Ruth v Regina

Where, at the Magistrates’ Court, a defendant indicated a guilty plea to an either-way offence, but that offence was subsequently sent to the Crown Court under section 51(3) Crime and Disorder Act 1998, rather than committed for sentence, but was then not added to the indictment, there was no conviction for this offence – even though the Magistrates’ Court could have convicted under section 9(3) of the Magistrates’ Court Act 1980

On 23 August 2013, the Appellant pleaded guilty to two offences. On 13 September 2013, he appeared before the Magistrates' Court in respect of two other separate counts of possessing offensive weapons – a knuckleduster and a ball and chain respectively. In respect of the former, the Appellant indicated that, if the offence were to proceed to trial, he would plead guilty; in respect of the latter, he indicated that he would plead not guilty.

At the Crown Court, he was sentenced to 33 months detention in total. This included a sentence for the knuckleduster offence and, by virtue of this apparent conviction, re-sentencing for an earlier conditional discharge.

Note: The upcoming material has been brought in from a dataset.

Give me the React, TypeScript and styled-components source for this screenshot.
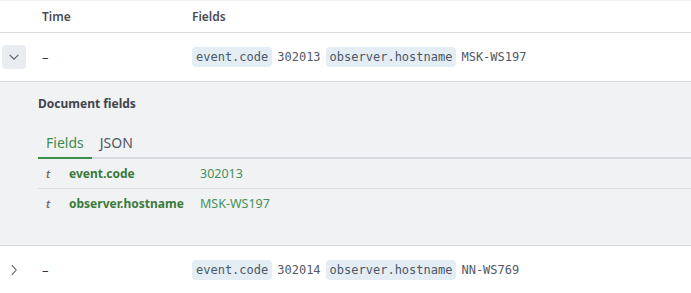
import { Fragment, useState } from 'react';
import styled, { createGlobalStyle } from 'styled-components';

const GlobalStyle = createGlobalStyle`
  html, body {
    margin: 0;
    padding: 0;
    background: #ffffff;
  }
  body {
    font-family: 'Noto Sans', 'Open Sans', sans-serif;
    color: #343741;
    -webkit-font-smoothing: antialiased;
  }
`;

const Table = styled.div`
  width: 691px;
  border-top: 1px solid #eef0f3;
`;

const Row = styled.div<{ $height: number }>`
  display: grid;
  grid-template-columns: 36px 150px 1fr;
  align-items: center;
  height: ${(p) => p.$height}px;
  border-bottom: 1px solid #d6d9de;
  background: #ffffff;
`;

const HeadCell = styled.div`
  padding-left: 6px;
  font-size: 12px;
  font-weight: 600;
  color: #4a4d55;
`;

const Cell = styled.div`
  padding-left: 6px;
  display: flex;
  align-items: center;
  gap: 5px;
  font-size: 13px;
  color: #343741;
`;

const ToggleCell = styled.div`
  padding-left: 2px;
  display: flex;
  align-items: center;
`;

const ToggleButton = styled.button<{ $open: boolean }>`
  width: 24px;
  height: 24px;
  border: none;
  border-radius: 4px;
  padding: 0;
  display: flex;
  align-items: center;
  justify-content: center;
  background: ${(p) => (p.$open ? '#e9ecf0' : 'transparent')};
  color: #5a5e66;
  cursor: pointer;
`;

const Badge = styled.span`
  font-family: 'DejaVu Sans Mono', 'Liberation Mono', monospace;
  font-size: 12px;
  line-height: 20px;
  padding: 0 4px;
  border-radius: 4px;
  background: #e4edf4;
  color: #4c5866;
`;

const Value = styled.span`
  font-family: 'DejaVu Sans Mono', 'Liberation Mono', monospace;
  font-size: 12px;
  color: #535966;
`;

const Details = styled.div`
  background: #f1f2f4;
  border-bottom: 1px solid #d6d9de;
  padding: 13px 0 26px 38px;
  height: 124px;
`;

const DetailsTitle = styled.div`
  font-size: 12px;
  font-weight: 700;
  color: #41444b;
  margin-bottom: 21px;
`;

const TabBar = styled.div`
  display: flex;
  border-bottom: 2px solid #d6d9de;
`;

const Tab = styled.button<{ $active: boolean }>`
  font-family: 'Noto Sans', 'Open Sans', sans-serif;
  font-size: 14px;
  background: none;
  border: none;
  padding: 0 8px 5px;
  margin-bottom: -2px;
  cursor: pointer;
  color: ${(p) => (p.$active ? '#3d8b4f' : '#52555c')};
  border-bottom: 2px solid ${(p) => (p.$active ? '#3e8e4b' : 'transparent')};
`;

const FieldRow = styled.div`
  display: grid;
  grid-template-columns: 23px 131px 1fr;
  align-items: center;
  height: 29px;
  padding-left: 8px;
  border-bottom: 1px solid #d9dce1;
  &:last-child {
    border-bottom: none;
  }
`;

const TypeMark = styled.span`
  font-size: 11px;
  font-style: italic;
  font-weight: 600;
  color: #6a6d74;
`;

const FieldName = styled.span`
  font-size: 12px;
  font-weight: 700;
  color: #3a7a3c;
`;

const FieldValue = styled.span`
  font-size: 12.5px;
  color: #45905c;
`;

const Chevron = ({ open }: { open: boolean }) => (
  <svg width="14" height="14" viewBox="0 0 16 16" fill="none" stroke="currentColor" strokeWidth="1.2">
    {open ? <path d="M3 5.5 8 10.5 13 5.5" /> : <path d="M5.5 2.5 10.5 8 5.5 13.5" />}
  </svg>
);

const events = [
  { code: '302013', host: 'MSK-WS197' },
  { code: '302014', host: 'NN-WS769' },
];

const App = () => {
  const [openRow, setOpenRow] = useState<number | null>(0);
  const [tab, setTab] = useState('fields');

  return (
    <>
      <GlobalStyle />
      <Table>
        <Row $height={31}>
          <div />
          <HeadCell>Time</HeadCell>
          <HeadCell>Fields</HeadCell>
        </Row>
        {events.map((ev, i) => (
          <Fragment key={ev.code}>
            <Row $height={i === 0 ? 48 : 48}>
              <ToggleCell>
                <ToggleButton $open={openRow === i} onClick={() => setOpenRow(openRow === i ? null : i)}>
                  <Chevron open={openRow === i} />
                </ToggleButton>
              </ToggleCell>
              <Cell>–</Cell>
              <Cell>
                <Badge>event.code</Badge>
                <Value>{ev.code}</Value>
                <Badge>observer.hostname</Badge>
                <Value>{ev.host}</Value>
              </Cell>
            </Row>
            {openRow === i && (
              <Details>
                <DetailsTitle>Document fields</DetailsTitle>
                <TabBar>
                  <Tab $active={tab === 'fields'} onClick={() => setTab('fields')}>Fields</Tab>
                  <Tab $active={tab === 'json'} onClick={() => setTab('json')}>JSON</Tab>
                </TabBar>
                <FieldRow>
                  <TypeMark>t</TypeMark>
                  <FieldName>event.code</FieldName>
                  <FieldValue>{ev.code}</FieldValue>
                </FieldRow>
                <FieldRow>
                  <TypeMark>t</TypeMark>
                  <FieldName>observer.hostname</FieldName>
                  <FieldValue>{ev.host}</FieldValue>
                </FieldRow>
              </Details>
            )}
          </Fragment>
        ))}
      </Table>
    </>
  );
};

export default App;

Being an either-way offence, possession of an offensive weapon falls within section 50A Crime and Disorder Act 1998 ("the 1998 Act"). The guilty plea for the knuckleduster offence falls within section 50A (3)(b) of the 1998 Act, which applies section 17A(6) Magistrates' Courts Act 1980 ("the 1980 Act"), which, in turn, applies section 9(1)&(3) of the 1980 Act. This final section reads as follows:
"If the accused pleads guilty, the court may convict him without hearing evidence."

Therefore, it was open to the Magistrates' Court to have convicted the Appellant of the knuckleduster offence. However, there was no memorandum of conviction and no order made for committal to the Crown Court for sentence.

In fact, the court sent the ball and chain offence to the Crown Court under section 51(1) of the 1998 Act and also sent the knuckleduster offence for trial as a related offence under section 51(3) of the 1998 Act – but no indictment was then preferred and nothing was added to the existing indictment. Consequently, there was no arraignment and no plea.

Held, there was no proper conviction for the knuckleduster offence and therefore no offence was committed during the period of the conditional discharge. Therefore, the sentence for both of these offences must be quashed.